Non, c'est une manipulation des chiffres. Ce calcul du Manhattan Institute (think tank pro-fossiles) inclut les déblais miniers (terre et roche stérile qu'on déplace mais qu'on ne "consomme" pas). Avec la même méthodologie, extraire le pétrole pour une voiture thermique nécessite >500 tonnes de matière déplacée (forage, sables bitumineux). En réalité, une batterie de 60 kWh contient 140-200 kg de métaux purs, pas 250 tonnes. De plus, ces métaux sont recyclables à 95%, alors que le pétrole part en fumée. C'est du cherry-picking pour faire peur, sans jamais comparer avec l'existant.

L'extraction du lithium ne consomme-t-elle pas énormément d'eau et détruit les écosystèmes ?

Partiellement vrai, mais contexte important. L'extraction du lithium par évaporation de saumures (Chili, Argentine) consomme de l'eau dans des régions arides (~2 000 L/kg de lithium). MAIS : 1) L'Australie (52% du lithium mondial) utilise des mines de roche dure, pas de saumures, 2) De nouvelles méthodes (DLE - extraction directe) réduisent la consommation d'eau de 90%, 3) Comparaison : 1 kg de bœuf = 15 000 L d'eau, 1 L de pétrole de sables bitumineux = 3-5 L d'eau douce (x 10 000 L sur la vie d'une voiture). Les impacts existent mais sont localisés et gérables, contrairement à la combustion fossile qui impacte le climat mondial. Et rappel : une batterie dure 15-20 ans et se recycle, le pétrole est brûlé chaque semaine.

Le recyclage des batteries, ça marche vraiment ? C'est pas juste du greenwashing ?

Oui, ça marche déjà à échelle industrielle. Taux de recyclage actuels (2024) : Cobalt et Nickel = 95%, Cuivre = 99%, Lithium = 60-70% (en amélioration rapide), Graphite = 85-90%. Des entreprises comme Umicore (Belgique), Northvolt (Suède), Redwood Materials (USA), Li-Cycle (Canada) recyclent déjà des milliers de tonnes de batteries par an. Tesla récupère >90% du nickel, cobalt et cuivre de ses batteries. Le Règlement UE 2023/1542 impose des taux minimum (90% pour Co/Ni dès 2027, 70% pour Li dès 2030) avec sanctions lourdes. D'ici 2040, 60-70% des métaux des nouvelles batteries européennes proviendront du recyclage. Ce n'est pas du greenwashing, c'est une réalité industrielle en pleine croissance.

Pourquoi on ne parle jamais de l'impact environnemental du pétrole alors qu'on critique autant les batteries ?

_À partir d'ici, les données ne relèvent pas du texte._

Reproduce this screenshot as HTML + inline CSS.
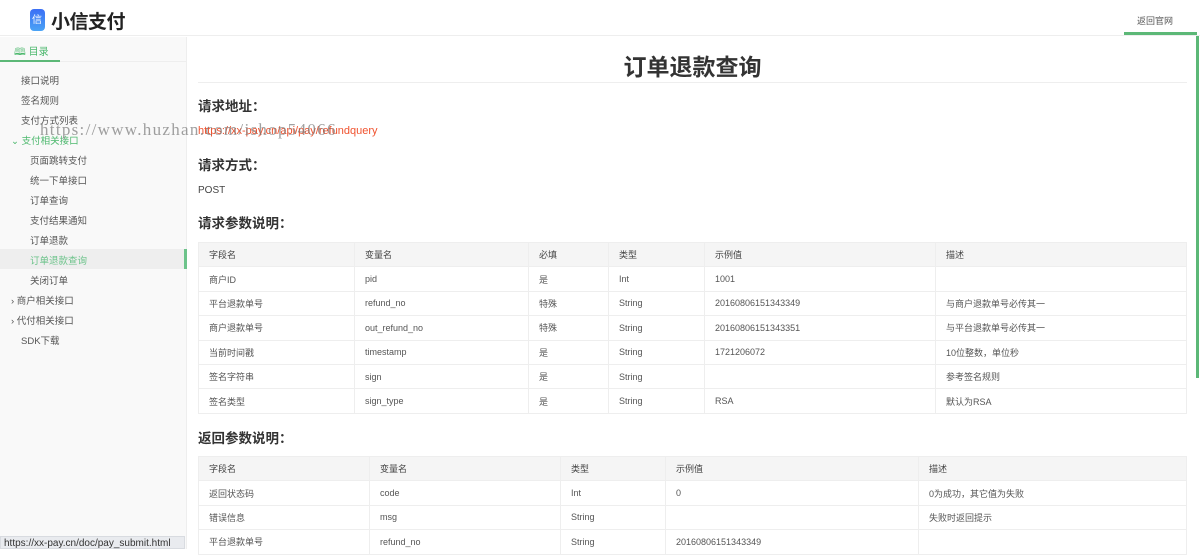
<!DOCTYPE html>
<html><head><meta charset="utf-8"><style>
*{margin:0;padding:0;box-sizing:border-box}
body{width:1200px;height:549px;overflow:hidden;background:#fff;font-family:"Liberation Sans","Noto Sans CJK SC",sans-serif;color:#333;position:relative}
.hdr{position:absolute;left:0;top:0;width:1200px;height:36px;border-bottom:1px solid #eee;background:#fff}
.logo{position:absolute;left:30px;top:9px;width:15px;height:22px;border-radius:4px;background:linear-gradient(#3b6ff5,#4aa3f5)}
.logo span{position:absolute;left:2px;top:2px;color:#fff;font-size:10px}
.brand{position:absolute;left:51px;top:7px;font-size:19px;font-weight:bold;color:#222;letter-spacing:-0.5px}
.back{position:absolute;left:1137px;top:14px;font-size:9px;color:#555}
.backline{position:absolute;left:1124px;top:32px;width:73px;height:3px;background:#5cb877}
.side{position:absolute;left:0;top:37px;width:187px;height:512px;background:#f9f9f9;border-right:1px solid #eee}
.tab{position:absolute;left:14px;top:6px;font-size:10px;color:#4cb86d}
.tabline{position:absolute;left:0;top:23px;width:60px;height:2px;background:#5cb877}
.tabb{position:absolute;left:0;top:24px;width:187px;height:1px;background:#eee}
.it{position:absolute;font-size:9.5px;color:#555}
.act{position:absolute;left:0;top:212px;width:187px;height:20px;background:#eee;border-right:3px solid #6cc38a}
.status{position:absolute;left:0;top:536px;width:185px;height:13px;background:#e9ebef;font-size:10px;color:#333;padding-left:3px;line-height:13px;border:1px solid #d8dbe0}
.sb{position:absolute;left:1196px;top:36px;width:3px;height:342px;background:#5cb877}
h1{position:absolute;left:198px;width:989px;top:48px;text-align:center;font-size:23px;font-weight:bold;color:#333}
.hr{position:absolute;left:198px;top:82px;width:989px;height:1px;background:#eee}
.h{position:absolute;left:198px;font-size:13.5px;font-weight:bold;color:#333}
.p{position:absolute;left:198px;font-size:10px;color:#444}
.wm{position:absolute;left:40px;top:120px;font-family:"Liberation Serif",serif;font-size:17px;color:rgba(120,120,120,.7);letter-spacing:1.3px}
table{position:absolute;left:198px;width:989px;border-collapse:collapse;font-size:9px;color:#555}
td{border:1px solid #eee;height:24.4px;padding-left:10px}
tr:first-child td{background:#f5f5f5;color:#444}
</style></head><body>
<div class="hdr"><div class="logo"><span>信</span></div><div class="brand">小信支付</div><div class="back">返回官网</div><div class="backline"></div></div>
<div class="side">
<div class="tab">🕮 目录</div><div class="tabb"></div><div class="tabline"></div>
<div class="act"></div>
<div class="it" style="left:21px;top:36px">接口说明</div>
<div class="it" style="left:21px;top:56px">签名规则</div>
<div class="it" style="left:21px;top:76px">支付方式列表</div>
<div class="it" style="left:11px;top:96px;color:#4cb86d">⌄ 支付相关接口</div>
<div class="it" style="left:30px;top:116px">页面跳转支付</div>
<div class="it" style="left:30px;top:136px">统一下单接口</div>
<div class="it" style="left:30px;top:156px">订单查询</div>
<div class="it" style="left:30px;top:176px">支付结果通知</div>
<div class="it" style="left:30px;top:196px">订单退款</div>
<div class="it" style="left:30px;top:216px;color:#6cc38a">订单退款查询</div>
<div class="it" style="left:30px;top:236px">关闭订单</div>
<div class="it" style="left:11px;top:256px">› 商户相关接口</div>
<div class="it" style="left:11px;top:276px">› 代付相关接口</div>
<div class="it" style="left:21px;top:296px">SDK下载</div>
</div>
<div class="sb"></div>
<h1>订单退款查询</h1><div class="hr"></div>
<div class="h" style="top:95px">请求地址：</div>
<div class="p" style="top:125px;color:#f0522e;font-size:11px">https://xx-pay.cn/api/pay/refundquery</div>
<div class="h" style="top:154px">请求方式：</div>
<div class="p" style="top:185px">POST</div>
<div class="h" style="top:212px">请求参数说明：</div>
<table style="top:242px">
<tr><td style="width:156px">字段名</td><td style="width:174px">变量名</td><td style="width:80px">必填</td><td style="width:96px">类型</td><td style="width:231px">示例值</td><td>描述</td></tr>
<tr><td>商户ID</td><td>pid</td><td>是</td><td>Int</td><td>1001</td><td></td></tr>
<tr><td>平台退款单号</td><td>refund_no</td><td>特殊</td><td>String</td><td>20160806151343349</td><td>与商户退款单号必传其一</td></tr>
<tr><td>商户退款单号</td><td>out_refund_no</td><td>特殊</td><td>String</td><td>20160806151343351</td><td>与平台退款单号必传其一</td></tr>
<tr><td>当前时间戳</td><td>timestamp</td><td>是</td><td>String</td><td>1721206072</td><td>10位整数，单位秒</td></tr>
<tr><td>签名字符串</td><td>sign</td><td>是</td><td>String</td><td></td><td>参考签名规则</td></tr>
<tr><td>签名类型</td><td>sign_type</td><td>是</td><td>String</td><td>RSA</td><td>默认为RSA</td></tr>
</table>
<div class="h" style="top:427px">返回参数说明：</div>
<table style="top:456px">
<tr><td style="width:171px">字段名</td><td style="width:191px">变量名</td><td style="width:105px">类型</td><td style="width:253px">示例值</td><td>描述</td></tr>
<tr><td>返回状态码</td><td>code</td><td>Int</td><td>0</td><td>0为成功，其它值为失败</td></tr>
<tr><td>错误信息</td><td>msg</td><td>String</td><td></td><td>失败时返回提示</td></tr>
<tr><td>平台退款单号</td><td>refund_no</td><td>String</td><td>20160806151343349</td><td></td></tr>
</table>
<div class="wm">https://www.huzhan.com/ishop54066</div>
<div class="status">https://xx-pay.cn/doc/pay_submit.html</div>
</body></html>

Biais du statu quo et lobbying. L'industrie pétrolière a 150 ans d'ancienneté, on s'est "habitués" à ses ravages : déforestation massive (Amazonie, Alberta), marées noires (Deepwater Horizon, Exxon Valdez), sables bitumineux (1 000 km² de forêt détruits au Canada), fracturation hydraulique (contamination des nappes), guerres pour le contrôle des ressources, travail forcé (Kafala dans le Golfe), et changement climatique (2,3 kg CO₂/L brûlé). Le VE, étant nouveau, subit un double standard : on scrute chaque gramme de lithium extrait, mais on ignore les 10 000 L de pétrole brûlés par voiture. Résultat : on applique des normes environnementales strictes aux alternatives (Règlement UE batteries), mais pas aux fossiles.

La Chine contrôle la majorité des métaux de batterie, c'est pas dangereux pour notre indépendance ?

Oui, c'est un vrai enjeu, mais des solutions existent. La Chine domine le raffinage (pas tant l'extraction) : 70% du cobalt raffiné, 60% du lithium raffiné, 90% des terres rares (aimants de moteurs). MAIS : 1) L'Europe et les USA développent leurs propres capacités : mines de lithium en France (Imerys), Allemagne (Vulcan Energy), USA (Thacker Pass), Canada, 2) Le recyclage crée une indépendance : d'ici 2040, 60-70% des métaux viendront du recyclage local, 3) Diversification : Australie, Amérique du Sud, Afrique, 4) Nouvelles chimies : LFP (Chine, mais licence libre), sodium-ion (pas de lithium). Comparaison : on importe 99% de notre pétrole de pays instables (Russie, Moyen-Orient, Afrique). Le VE permet de relocaliser la production d'énergie (électricité produite localement).